The examples containing dense data above use the bundled_tiles_wrapper_2d function to translate lists of tile_ids to tile data. This consolidates tiles that are within rectangular blocks and fulfills them simultaneously. The return type is a list of (tile_id, formatted_tile_data) tuples.

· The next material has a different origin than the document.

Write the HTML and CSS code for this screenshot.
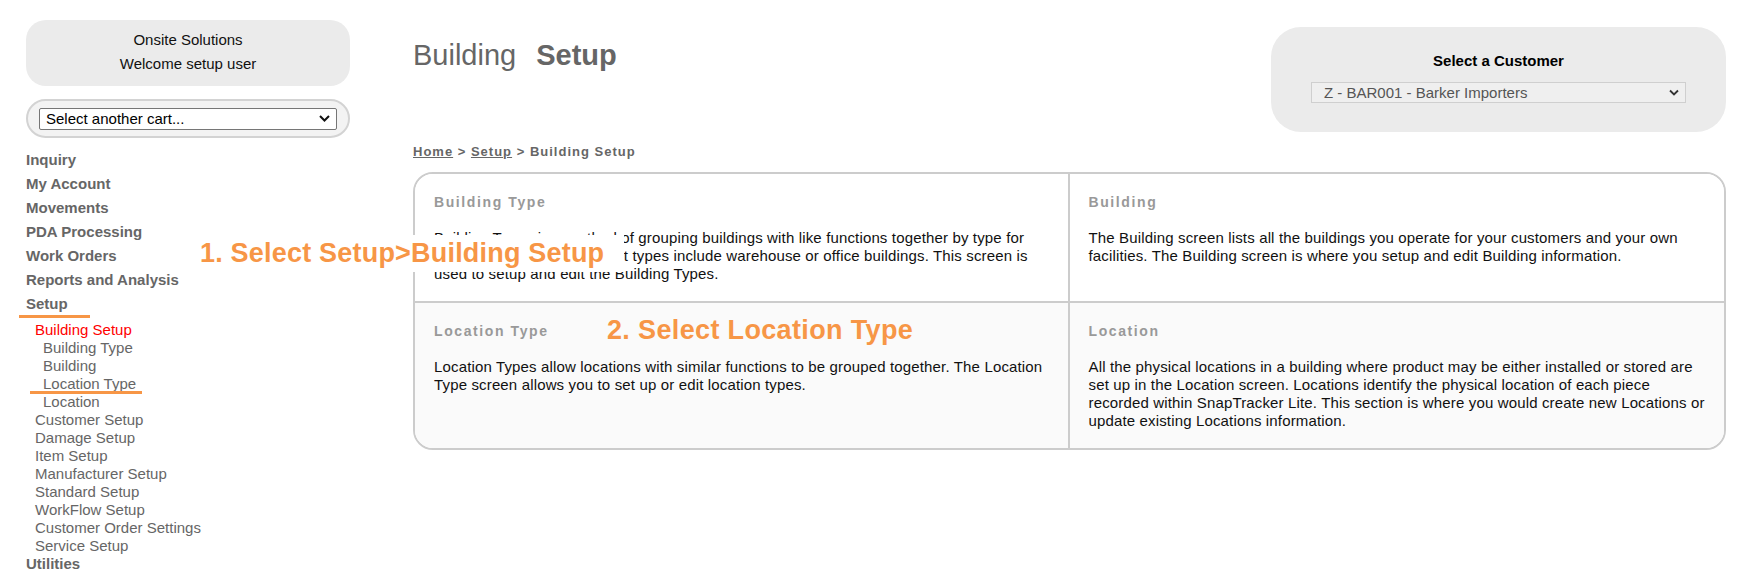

In cases where we don’t have such a function handy, there’s the simpler tiles_wrapper_2d which expects the target to fullfill just single tile requests:

from clodius.tiles.format import format_dense_tile
from clodius.tiles.utils import tiles_wrapper_2d
from higlass.tilesets import Tileset

ts = Tileset(
    tileset_info=tileset_info,
    tiles=lambda tile_ids: tiles_wrapper_2d(tile_ids,
                    lambda z,x,y: format_dense_tile(tile_data(z, x, y)))
)

In this case, we expect tile_data to simply return a matrix of values.